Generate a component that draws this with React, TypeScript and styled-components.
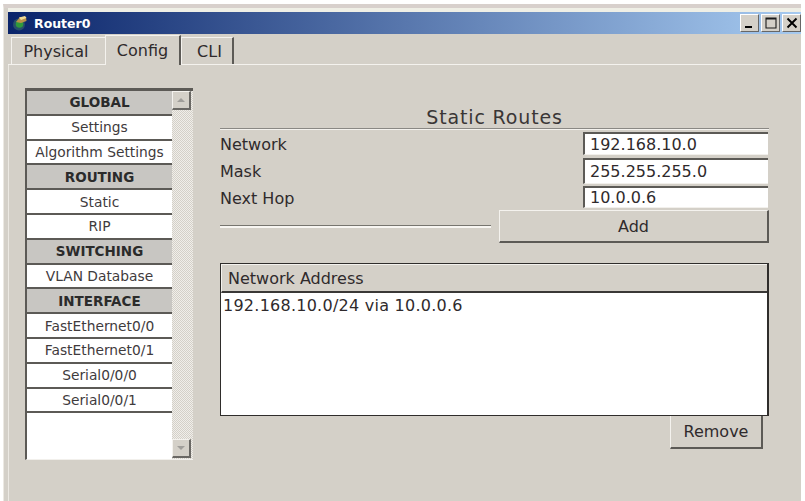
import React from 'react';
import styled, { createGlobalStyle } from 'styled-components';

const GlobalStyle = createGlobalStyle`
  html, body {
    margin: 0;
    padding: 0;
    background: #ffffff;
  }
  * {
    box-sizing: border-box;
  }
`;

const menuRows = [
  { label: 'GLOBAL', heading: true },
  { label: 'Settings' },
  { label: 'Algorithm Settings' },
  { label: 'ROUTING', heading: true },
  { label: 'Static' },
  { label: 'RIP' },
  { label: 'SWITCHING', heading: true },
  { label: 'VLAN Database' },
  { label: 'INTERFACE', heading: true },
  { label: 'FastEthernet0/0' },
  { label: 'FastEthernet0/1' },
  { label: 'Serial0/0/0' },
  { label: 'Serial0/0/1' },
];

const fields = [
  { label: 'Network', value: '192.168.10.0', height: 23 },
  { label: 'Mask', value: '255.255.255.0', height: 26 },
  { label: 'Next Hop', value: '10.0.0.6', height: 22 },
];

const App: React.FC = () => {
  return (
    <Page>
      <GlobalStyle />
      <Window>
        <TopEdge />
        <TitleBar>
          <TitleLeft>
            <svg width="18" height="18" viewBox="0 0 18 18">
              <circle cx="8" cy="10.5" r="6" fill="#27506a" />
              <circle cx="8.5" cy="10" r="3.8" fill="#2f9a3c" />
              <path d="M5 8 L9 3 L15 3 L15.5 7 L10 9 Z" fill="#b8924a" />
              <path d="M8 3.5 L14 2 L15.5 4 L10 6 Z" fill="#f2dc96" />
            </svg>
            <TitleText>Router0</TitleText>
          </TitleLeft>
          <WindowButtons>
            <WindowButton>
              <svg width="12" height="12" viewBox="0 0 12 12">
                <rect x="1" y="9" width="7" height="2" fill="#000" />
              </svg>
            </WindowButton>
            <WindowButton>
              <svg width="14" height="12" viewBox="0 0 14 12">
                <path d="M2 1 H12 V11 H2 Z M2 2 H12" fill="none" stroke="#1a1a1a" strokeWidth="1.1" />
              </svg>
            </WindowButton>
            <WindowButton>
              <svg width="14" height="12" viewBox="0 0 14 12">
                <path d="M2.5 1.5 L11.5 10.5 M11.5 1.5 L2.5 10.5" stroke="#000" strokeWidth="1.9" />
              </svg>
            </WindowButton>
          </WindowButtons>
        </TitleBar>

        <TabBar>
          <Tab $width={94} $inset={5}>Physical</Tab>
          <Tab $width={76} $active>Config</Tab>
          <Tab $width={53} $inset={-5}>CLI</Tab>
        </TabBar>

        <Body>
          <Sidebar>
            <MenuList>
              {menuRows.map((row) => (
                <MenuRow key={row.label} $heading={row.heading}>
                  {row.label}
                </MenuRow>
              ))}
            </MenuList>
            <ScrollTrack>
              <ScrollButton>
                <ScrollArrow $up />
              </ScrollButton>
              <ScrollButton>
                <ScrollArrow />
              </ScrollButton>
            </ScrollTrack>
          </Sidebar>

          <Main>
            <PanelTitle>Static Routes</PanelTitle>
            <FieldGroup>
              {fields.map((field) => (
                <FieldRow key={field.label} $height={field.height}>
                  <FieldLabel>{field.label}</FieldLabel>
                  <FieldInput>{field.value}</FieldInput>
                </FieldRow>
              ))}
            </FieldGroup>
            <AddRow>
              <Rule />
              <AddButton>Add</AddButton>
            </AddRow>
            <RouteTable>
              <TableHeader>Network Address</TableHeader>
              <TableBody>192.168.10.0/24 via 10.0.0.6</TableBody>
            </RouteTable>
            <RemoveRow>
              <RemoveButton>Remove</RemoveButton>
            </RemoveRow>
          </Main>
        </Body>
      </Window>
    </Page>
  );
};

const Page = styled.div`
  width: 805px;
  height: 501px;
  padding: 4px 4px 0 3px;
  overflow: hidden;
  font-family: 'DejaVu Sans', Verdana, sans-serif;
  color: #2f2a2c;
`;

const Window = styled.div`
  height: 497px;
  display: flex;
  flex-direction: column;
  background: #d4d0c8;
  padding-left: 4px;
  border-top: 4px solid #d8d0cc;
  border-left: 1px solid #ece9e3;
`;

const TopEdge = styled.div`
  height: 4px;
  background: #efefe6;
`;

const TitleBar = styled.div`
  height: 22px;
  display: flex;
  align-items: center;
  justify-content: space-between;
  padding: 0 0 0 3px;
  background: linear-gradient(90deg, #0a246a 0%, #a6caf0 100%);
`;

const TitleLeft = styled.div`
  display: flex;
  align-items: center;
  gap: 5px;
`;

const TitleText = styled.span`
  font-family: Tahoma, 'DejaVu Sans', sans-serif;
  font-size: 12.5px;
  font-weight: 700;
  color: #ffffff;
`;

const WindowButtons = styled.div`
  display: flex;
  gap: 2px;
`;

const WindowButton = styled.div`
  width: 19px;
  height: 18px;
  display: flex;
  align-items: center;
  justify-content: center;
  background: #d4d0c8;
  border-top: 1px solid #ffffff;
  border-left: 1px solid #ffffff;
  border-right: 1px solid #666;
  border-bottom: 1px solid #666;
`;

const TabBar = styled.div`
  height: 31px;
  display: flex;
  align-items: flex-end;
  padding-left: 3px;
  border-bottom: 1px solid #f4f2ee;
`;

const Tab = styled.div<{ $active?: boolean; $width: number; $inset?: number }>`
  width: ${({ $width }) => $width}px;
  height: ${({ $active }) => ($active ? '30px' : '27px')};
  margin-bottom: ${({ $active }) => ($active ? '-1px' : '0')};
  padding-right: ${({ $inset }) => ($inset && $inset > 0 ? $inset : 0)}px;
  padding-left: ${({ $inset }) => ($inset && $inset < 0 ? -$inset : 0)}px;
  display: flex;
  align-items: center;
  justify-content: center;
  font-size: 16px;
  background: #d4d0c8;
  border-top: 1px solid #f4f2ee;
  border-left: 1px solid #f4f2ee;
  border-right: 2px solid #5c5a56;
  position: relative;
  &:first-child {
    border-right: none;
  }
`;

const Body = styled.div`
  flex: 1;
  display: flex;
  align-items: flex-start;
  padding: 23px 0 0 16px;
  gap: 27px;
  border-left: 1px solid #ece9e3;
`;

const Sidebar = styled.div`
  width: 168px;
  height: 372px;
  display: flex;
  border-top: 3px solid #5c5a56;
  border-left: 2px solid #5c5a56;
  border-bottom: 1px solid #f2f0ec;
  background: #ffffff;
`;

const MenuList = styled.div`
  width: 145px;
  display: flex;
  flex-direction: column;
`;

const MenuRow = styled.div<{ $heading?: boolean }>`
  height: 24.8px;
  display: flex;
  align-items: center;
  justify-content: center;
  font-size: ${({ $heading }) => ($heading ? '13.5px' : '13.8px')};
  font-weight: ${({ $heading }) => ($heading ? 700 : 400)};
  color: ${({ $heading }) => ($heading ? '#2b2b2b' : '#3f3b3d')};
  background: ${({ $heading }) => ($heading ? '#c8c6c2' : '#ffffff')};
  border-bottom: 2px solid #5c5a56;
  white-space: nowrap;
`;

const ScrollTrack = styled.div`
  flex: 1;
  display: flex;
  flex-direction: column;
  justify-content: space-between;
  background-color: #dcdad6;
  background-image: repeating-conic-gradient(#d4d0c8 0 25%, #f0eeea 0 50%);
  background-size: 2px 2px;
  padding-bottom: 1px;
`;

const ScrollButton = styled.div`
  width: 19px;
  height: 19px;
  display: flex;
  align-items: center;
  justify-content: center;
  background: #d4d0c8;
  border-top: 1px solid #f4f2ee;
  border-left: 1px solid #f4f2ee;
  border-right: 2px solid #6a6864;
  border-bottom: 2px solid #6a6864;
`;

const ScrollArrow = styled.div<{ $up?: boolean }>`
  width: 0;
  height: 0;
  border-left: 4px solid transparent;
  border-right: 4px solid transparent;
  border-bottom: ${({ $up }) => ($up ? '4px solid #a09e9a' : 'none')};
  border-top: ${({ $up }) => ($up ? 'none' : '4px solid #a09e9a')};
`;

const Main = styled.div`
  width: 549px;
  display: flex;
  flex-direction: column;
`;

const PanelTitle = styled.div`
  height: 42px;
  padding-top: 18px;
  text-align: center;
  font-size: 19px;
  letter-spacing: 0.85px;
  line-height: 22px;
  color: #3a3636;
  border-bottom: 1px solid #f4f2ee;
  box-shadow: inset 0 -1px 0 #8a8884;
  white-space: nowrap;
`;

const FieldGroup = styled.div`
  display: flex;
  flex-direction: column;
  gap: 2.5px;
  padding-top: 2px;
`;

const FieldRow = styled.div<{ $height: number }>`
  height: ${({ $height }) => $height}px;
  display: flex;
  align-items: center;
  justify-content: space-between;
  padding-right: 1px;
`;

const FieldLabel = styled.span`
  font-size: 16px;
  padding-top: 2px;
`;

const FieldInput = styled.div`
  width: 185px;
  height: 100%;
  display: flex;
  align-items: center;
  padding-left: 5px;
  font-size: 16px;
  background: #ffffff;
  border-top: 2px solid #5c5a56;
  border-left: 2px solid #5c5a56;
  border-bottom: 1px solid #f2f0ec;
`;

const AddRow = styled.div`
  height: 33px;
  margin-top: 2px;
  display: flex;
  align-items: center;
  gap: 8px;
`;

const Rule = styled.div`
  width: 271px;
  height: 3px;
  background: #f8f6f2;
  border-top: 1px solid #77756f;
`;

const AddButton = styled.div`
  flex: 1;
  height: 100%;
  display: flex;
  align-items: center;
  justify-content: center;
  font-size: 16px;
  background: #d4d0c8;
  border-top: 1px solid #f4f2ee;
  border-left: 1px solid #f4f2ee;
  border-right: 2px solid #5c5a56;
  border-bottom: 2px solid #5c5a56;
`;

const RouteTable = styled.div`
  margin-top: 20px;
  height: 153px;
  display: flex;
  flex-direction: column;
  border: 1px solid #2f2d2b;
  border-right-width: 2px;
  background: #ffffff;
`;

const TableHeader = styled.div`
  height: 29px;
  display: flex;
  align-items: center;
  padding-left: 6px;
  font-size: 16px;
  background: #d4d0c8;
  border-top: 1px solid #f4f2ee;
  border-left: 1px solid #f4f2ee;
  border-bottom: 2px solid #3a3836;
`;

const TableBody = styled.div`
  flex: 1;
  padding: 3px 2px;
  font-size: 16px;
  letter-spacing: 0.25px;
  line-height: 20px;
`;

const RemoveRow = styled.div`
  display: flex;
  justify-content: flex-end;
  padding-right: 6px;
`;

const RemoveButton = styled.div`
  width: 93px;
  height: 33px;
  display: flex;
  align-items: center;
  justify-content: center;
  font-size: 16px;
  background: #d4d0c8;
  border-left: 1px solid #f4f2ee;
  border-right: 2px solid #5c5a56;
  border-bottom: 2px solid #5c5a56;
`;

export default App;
------------------------------
• Do this: Using the listing above, work out how many of its lines include "components", and give only the result.

• Solution to this exercise: 2